A guerra de Israel está devastando todos os aspectos da vida civil no Líbano

AFP

O futuro parece cada vez mais sombrio em meio à destruição generalizada, ao deslocamento em massa e ao alto custo financeiro da guerra

O balanço da guerra em andamento de Israel no Líbano pinta um quadro sombrio. O número crescente de mortos é de mais de 3.000 pessoas, mais de um milhão de pessoas foram deslocadas e quase um quarto dos prédios no sul do Líbano foram danificados ou destruídos por bombardeios e detonações israelenses.

À medida que a guerra se arrasta, com pouca ou nenhuma indicação de um possível cessar-fogo, os medos aumentam sobre todos os aspectos da vida no Líbano e seu futuro social e econômico, já abalado por cinco anos de colapso econômico.

A Força-Tarefa Independente para o Líbano (ITFL), um grupo de economistas e pesquisadores libaneses, alertou que as perdas econômicas do país devido aos bombardeios israelenses podem exceder US$ 20 bilhões, enquanto a porcentagem de pessoas vivendo em extrema pobreza pode chegar a 80% em áreas fortemente bombardeadas.

Enquanto isso, a organização humanitária internacional Mercy Corps disse que o PIB do Líbano pode contrair em 12,81% se a guerra continuar dessa forma, ou em 21,9% se Israel impuser um bloqueio e expandir os bombardeios e o combate terrestre.

Embora nenhum bloqueio tenha sido oficialmente imposto, o bombardeio israelense de passagens terrestres para a Síria e seus ataques perto do aeroporto do país aumentaram as preocupações sobre a movimentação de mercadorias e pessoas dentro e fora do Líbano.

Todas essas questões estão soando alarmes sobre as formas críticas como a guerra afetou severamente a vida da população do Líbano e seu impacto de longo prazo no país.

Realidade econômica sombria

O conflito entre Israel e o Hezbollah ficou em grande parte contido no sul do Líbano até meados de setembro, quando o exército israelense lançou uma ampla campanha de bombardeios por todo o país e, por fim, iniciou uma invasão terrestre.

Antes da guerra, o Líbano estava lidando com a pior crise financeira de sua história, com o Banco Mundial descrevendo-a como uma das três piores crises econômicas em 150 anos.

“De onde viemos é um lugar onde não tivemos apenas um colapso do setor bancário e uma dizimação do estoque privado de pessoas”, disse Sami Zoughaib, economista e gerente de pesquisa do think tank The Policy Initiative, sediado em Beirute, ao Middle East Eye. “Tivemos também um grande problema com a renda das pessoas como resultado da recessão, desemprego, subemprego, perda de moeda e assim por diante.”

Laila al-Amine, diretora nacional da Mercy Corps para o Líbano, acrescentou que o país estava “realmente despreparado” para a guerra devido a esses problemas.

“Tudo relacionado à infraestrutura nacional vem silenciosamente entrando em colapso há anos.
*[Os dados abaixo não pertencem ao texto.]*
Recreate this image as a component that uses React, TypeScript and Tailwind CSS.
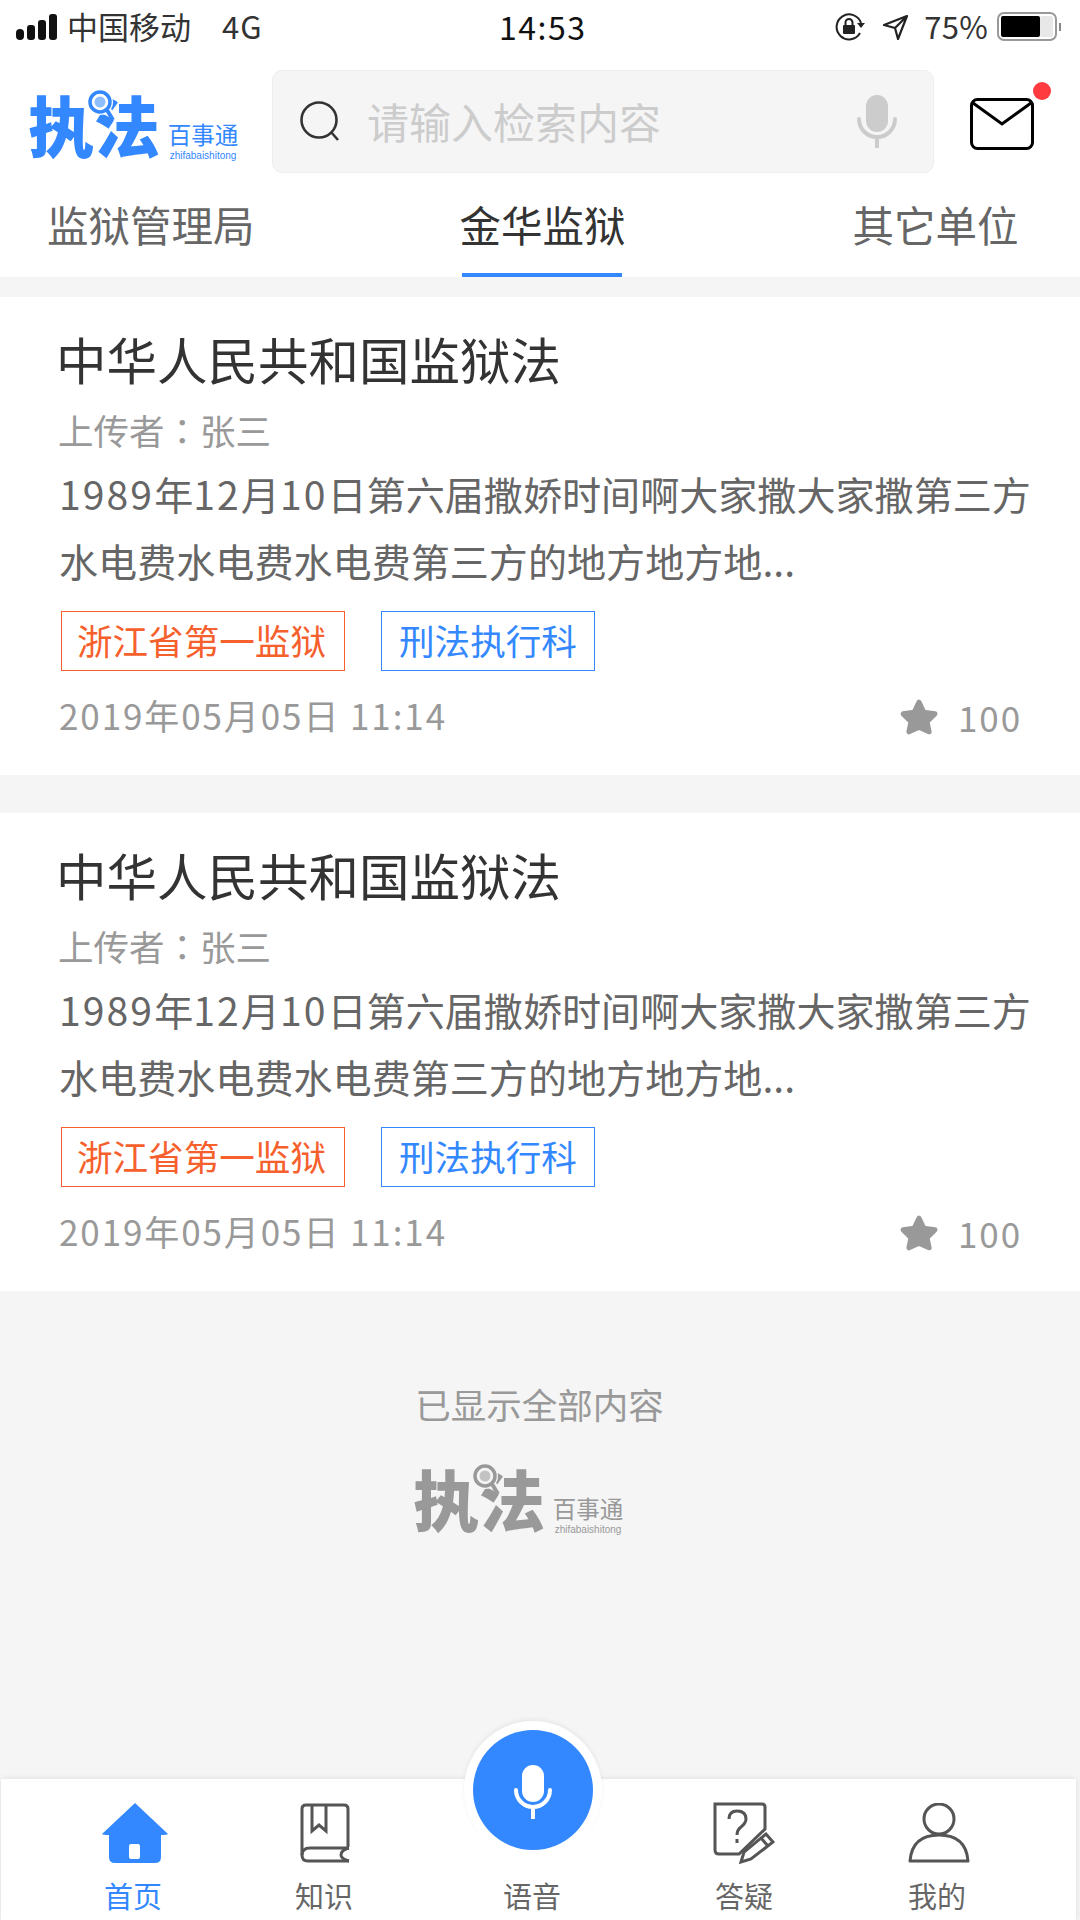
import React from "react";

const CJK = "font-['Noto_Sans_CJK_SC','Noto_Sans',sans-serif]";

function Logo({ main, bg, ml }: { main: string; bg: string; ml: string }) {
  const isBlue = main === "#3388ff";
  return (
    <div className={`flex items-end ${ml}`}>
      <div className="relative w-[132px] h-[66px]">
        <div
          className={`${isBlue ? "text-[#3388ff]" : "text-[#999999]"} flex w-[132px] h-[66px] items-center justify-between text-[66px] leading-[66px] font-black`}
        >
          <span className="-mt-[3px]">执</span>
          <span className="-mt-[3px]">法</span>
        </div>
        <svg className="absolute left-[60px] -top-[1px]" width="30" height="38" viewBox="0 0 30 38">
          <circle cx="12" cy="12" r="13" fill={bg} />
          <circle cx="12" cy="12" r="10" fill="none" stroke={main} strokeWidth="3.5" />
          <circle cx="12" cy="12" r="5.5" fill={main} opacity="0.55" />
          <path d="M19 20 L25 30" stroke={main} strokeWidth="4" />
        </svg>
      </div>
      <div className="ml-[8px] -mb-[5px] w-[70px] flex flex-col items-center">
        <div className={`${isBlue ? "text-[#3388ff]" : "text-[#999999]"} text-[23.5px] leading-[26px] whitespace-nowrap`}>百事通</div>
        <div className={`${isBlue ? "text-[#3388ff]" : "text-[#999999]"} text-[10px] leading-[13px] mt-[2px] font-['Liberation_Sans',sans-serif] whitespace-nowrap`}>
          zhifabaishitong
        </div>
      </div>
    </div>
  );
}

function Star() {
  return (
    <svg width="40" height="38" viewBox="0 0 38 36">
      <path
        d="M19 4 L23.5 13.5 L34 15 L26.5 22.5 L28.5 32 L19 27.5 L9.5 32 L11.5 22.5 L4 15 L14.5 13.5 Z"
        fill="#999999"
        stroke="#999999"
        strokeWidth="5"
        strokeLinejoin="round"
      />
    </svg>
  );
}

function D({ children }: { children: React.ReactNode }) {
  return <span className="tracking-[2.1px]">{children}</span>;
}

function Card() {
  return (
    <div className="bg-white h-[478px] pt-[31px] pl-[59px] pr-[45px]">
      <div className="text-[50.5px] leading-[60px] text-[#333333] -ml-[3px]">中华人民共和国监狱法</div>
      <div className="mt-[20px] text-[35.5px] leading-[44px] text-[#999999] -ml-[1px]">
        上传者<span className="font-['Noto_Sans_CJK_TC',sans-serif]">：</span>张三
      </div>
      <div className="mt-[8px] text-[39.1px] leading-[67px] text-[#666666] whitespace-nowrap">
        <div>
          <D>1989</D>年<D>12</D>月<D>10</D>日第六届撒娇时间啊大家撒大家撒第三方
        </div>
        <div>水电费水电费水电费第三方的地方地方地...</div>
      </div>
      <div className="mt-[17px] flex gap-[36px] ml-[2px]">
        <div className="h-[60px] w-[284px] border border-[#f6602d] text-[#f6602d] text-[35.6px] leading-[56px] text-center pr-[3px]">
          浙江省第一监狱
        </div>
        <div className="h-[60px] w-[214px] border border-[#3388ff] text-[#3388ff] text-[35.6px] leading-[56px] text-center">
          刑法执行科
        </div>
      </div>
      <div className="mt-[24px] flex items-center justify-between h-[44px] text-[#999999] text-[35px] leading-[44px] tracking-[1.9px]">
        <div className="mb-[5px]">2019年05月05日 11:14</div>
        <div className="flex items-center gap-[19px] mr-[13px]">
          <Star />
          <span>100</span>
        </div>
      </div>
    </div>
  );
}

function NavItem({ label, ml, active, children }: { label: string; ml: string; active?: boolean; children?: React.ReactNode }) {
  return (
    <div className={`w-[100px] flex flex-col items-center ${ml}`}>
      <div className="h-[60px] flex items-center justify-center">{children}</div>
      <div className={`mt-[12px] text-[29px] leading-[40px] ${active ? "text-[#3388ff]" : "text-[#666666]"}`}>{label}</div>
    </div>
  );
}

export default function App() {
  return (
    <div className={`${CJK} relative w-[1080px] h-[1920px] overflow-hidden bg-[#f5f5f5] flex flex-col`}>
      <div className="bg-white">
        {/* status bar */}
        <div className="h-[54px] flex items-center relative text-[#333333]">
          <svg className="ml-[16px]" width="42" height="26" viewBox="0 0 42 26">
            <rect x="0" y="15" width="8" height="11" rx="4" fill="#111" />
            <rect x="11" y="11" width="8" height="15" rx="3" fill="#111" />
            <rect x="22" y="6" width="8" height="20" rx="3" fill="#111" />
            <rect x="33" y="0" width="8" height="26" rx="3" fill="#111" />
          </svg>
          <span className="ml-[9px] text-[31px] leading-[40px] -mt-[2px]">中国移动</span>
          <span className="ml-[31px] text-[31px] leading-[40px] tracking-[1px] -mt-[2px]">4G</span>
          <span className="absolute left-[499px] top-[6px] text-[32px] leading-[40px] text-[#111111] tracking-[1.5px]">14:53</span>
          <svg className="ml-auto" width="31" height="28" viewBox="0 0 31 28">
            <path d="M25 20 A12.5 12.5 0 1 1 26 10" fill="none" stroke="#222" strokeWidth="2" />
            <path d="M22 10 L30 10 L26 15 Z" fill="#222" />
            <rect x="8" y="12" width="12" height="9" rx="1" fill="#222" />
            <path d="M10.5 12 V9.5 A3.5 3.5 0 0 1 17.5 9.5 V12" fill="none" stroke="#222" strokeWidth="2" />
          </svg>
          <svg className="ml-[17px]" width="25" height="25" viewBox="0 0 25 25">
            <path d="M24 1 L1 10 L12 13 L15 24 Z M24 1 L12 13" fill="none" stroke="#222" strokeWidth="2.2" strokeLinejoin="round" />
          </svg>
          <span className="ml-[16px] text-[31px] leading-[40px] -mt-[2px] tracking-[0.3px]">75%</span>
          <svg className="ml-[9px] mr-[16px]" width="67" height="30" viewBox="0 0 67 30">
            <rect x="1" y="1" width="58" height="27" rx="6" fill="#fff" stroke="#999" strokeWidth="2" />
            <rect x="4" y="4" width="39" height="21" rx="2" fill="#000" />
            <rect x="43" y="4" width="13" height="21" rx="2" fill="#e8e8e8" />
            <rect x="62" y="11" width="2" height="8" fill="#888" />
          </svg>
        </div>

        {/* header */}
        <div className="h-[118px] pt-[16px] flex items-start relative">
          <div className="w-[272px] shrink-0 pt-[21px]">
            <Logo main="#3388ff" bg="#ffffff" ml="ml-[28px]" />
          </div>
          <div className="w-[662px] h-[103px] bg-[#f5f5f5] border border-[#eeeeee] rounded-[10px] flex items-center pl-[27px] pr-[36px]">
            <svg width="42" height="42" viewBox="0 0 42 42">
              <circle cx="19" cy="19" r="17.5" fill="none" stroke="#333" strokeWidth="2.6" />
              <path d="M31 31 L38 39" stroke="#333" strokeWidth="2.6" />
            </svg>
            <span className="ml-[25px] -mt-[1px] text-[42px] leading-[60px] text-[#cccccc]">请输入检索内容</span>
            <svg className="ml-auto" width="40" height="53" viewBox="0 0 40 53">
              <rect x="9" y="0" width="22" height="37" rx="11" fill="#cccccc" />
              <path d="M2 24 A18 18 0 0 0 38 24 M20 42 V52" fill="none" stroke="#cccccc" strokeWidth="4" strokeLinecap="round" />
            </svg>
          </div>
          <svg className="ml-[36px] mt-[28px]" width="64" height="52" viewBox="0 0 64 52">
            <rect x="1.5" y="1.5" width="61" height="49" rx="6" fill="#fff" stroke="#000" strokeWidth="3" />
            <path d="M3 5 L32 26 L61 5" fill="none" stroke="#000" strokeWidth="3" />
          </svg>
          <div className="absolute left-[1033px] top-[28px] w-[18px] h-[18px] rounded-full bg-[#ff3b3f]" />
        </div>

        {/* tabs */}
        <div className="h-[105px] flex items-start text-[41.5px] leading-[56px] text-[#666666] relative">
          <div className="ml-[47px] mt-[24px]">监狱管理局</div>
          <div className="ml-[205px] h-[105px] flex flex-col justify-between items-center">
            <span className="mt-[24px] text-[#333333]">金华监狱</span>
            <div className="w-[160px] h-[4px] bg-[#3388ff] mr-[2px]" />
          </div>
          <div className="ml-[227px] mt-[24px]">其它单位</div>
        </div>
      </div>

      {/* content */}
      <div className="flex-1 pt-[20px]">
        <Card />
        <div className="h-[38px]" />
        <Card />
        <div className="mt-[88px] text-center text-[35.5px] leading-[50px] text-[#999999] ml-[-1px]">已显示全部内容</div>
        <div className="mt-[36px]">
          <Logo main="#999999" bg="#f5f5f5" ml="ml-[413px]" />
        </div>
      </div>

      {/* bottom nav */}
      <div className="relative h-[141px] ml-[1px] mr-[4px] bg-white shadow-[0_0_6px_rgba(0,0,0,0.1)] pt-[24px] flex">
        <NavItem label="首页" ml="ml-[82px]" active>
          <svg className="ml-[4px]" width="66" height="60" viewBox="0 0 66 60">
            <path d="M33 0 L66 31 Q65 32 59 32 V54 Q59 60 53 60 H13 Q7 60 7 54 V32 Q1 32 0 31 Z" fill="#3388ff" />
            <rect x="27" y="41" width="11" height="15" rx="2" fill="#fff" />
          </svg>
        </NavItem>
        <NavItem label="知识" ml="ml-[91px]">
          <svg className="ml-[2px]" width="50" height="60" viewBox="0 0 50 60" fill="none" stroke="#555" strokeWidth="3">
            <path d="M48 44 V6 Q48 2 44 2 H6 Q2 2 2 6 V52" />
            <path d="M49 45 H10 Q2 45 2 52 Q2 58 8 58 H49" />
            <path d="M49 45 Q41 47 41 52 Q41 56 49 58" />
            <path d="M12 2 V28 L19 22 L26 28 V2" />
          </svg>
        </NavItem>
        <NavItem label="语音" ml="ml-[108px]" />
        <NavItem label="答疑" ml="ml-[112px]">
          <svg width="62" height="62" viewBox="0 0 62 62" fill="none" stroke="#555" strokeWidth="3">
            <path d="M2 2 H49 Q52 2 52 5 V27 L26 52 H6 Q2 52 2 48 Z" />
            <path d="M16 17 Q16 9 24 9 Q33 9 33 17 Q33 21 28 25 Q24 28 24 33" />
            <path d="M24 37 V41" />
            <path d="M28 60 L31 50 L53 32 L60 40 L38 57 Z M48 36 L55 44" />
          </svg>
        </NavItem>
        <NavItem label="我的" ml="ml-[93px]">
          <svg className="ml-[4px]" width="62" height="60" viewBox="0 0 62 60" fill="none" stroke="#555" strokeWidth="3">
            <circle cx="31" cy="16" r="15" />
            <path d="M2 58 Q4 32 31 32 Q58 32 60 58 Z" strokeLinejoin="round" />
          </svg>
        </NavItem>
        <div className="absolute left-[463px] -top-[58px] w-[138px] h-[138px] rounded-full bg-white flex items-center justify-center shadow-[0_-2px_4px_rgba(0,0,0,0.06)]">
          <div className="w-[120px] h-[120px] rounded-full bg-[#3388ff] flex items-center justify-center">
            <svg className="mt-[3px]" width="40" height="54" viewBox="0 0 40 54">
              <rect x="9" y="0" width="22" height="37" rx="11" fill="#fff" />
              <path d="M3 25 A17 17 0 0 0 37 25 M20 43 V53" fill="none" stroke="#fff" strokeWidth="4" strokeLinecap="round" />
            </svg>
          </div>
        </div>
      </div>
    </div>
  );
}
Seja falando de água, eletricidade, saúde pública, educação pública.”

Crianças deslocadas sentam-se na calçada na entrada de uma escola transformada em abrigo em Baabda, Líbano, 31 de outubro de 2024 | Yara Nardi/Reuters

Às vezes, os moradores do Líbano recebem apenas uma ou duas horas de eletricidade sancionada pelo estado por dia, com a maioria da população dependendo de geradores privados ou, se puderem pagar, de painéis solares.

Outros setores, particularmente educação, infraestrutura e saúde, testemunharam desafios semelhantes.

A guerra devastou o setor de turismo do Líbano, que constituía uma grande parcela da frágil economia do país.

Além disso, o deslocamento em massa deixou muitas pessoas sem casa ou fontes de renda, pois seus empregos são limitados geograficamente.

A agricultura constitui 80% da economia do sul do Líbano, de acordo com o último relatório da Mercy Corps sobre o Líbano, o que significa que aqueles que fogem simplesmente não conseguem trabalhar.

Os agricultores já perderam duas temporadas de colheita de azeitonas, já que Israel vem bombardeando áreas do sul desde outubro de 2023, o que Amine chamou de “grande golpe”.

Zoughaib diz que as pessoas até agora têm conseguido viver com suas economias restantes, mas “chegará um ponto em que as pessoas chegarão ao esgotamento completo do pequeno estoque de dinheiro que têm, e então o que acontece?”

Viagens, comércio, preços

A Mercy Corps está alertando especialmente sobre as perspectivas de um bloqueio israelense no Líbano.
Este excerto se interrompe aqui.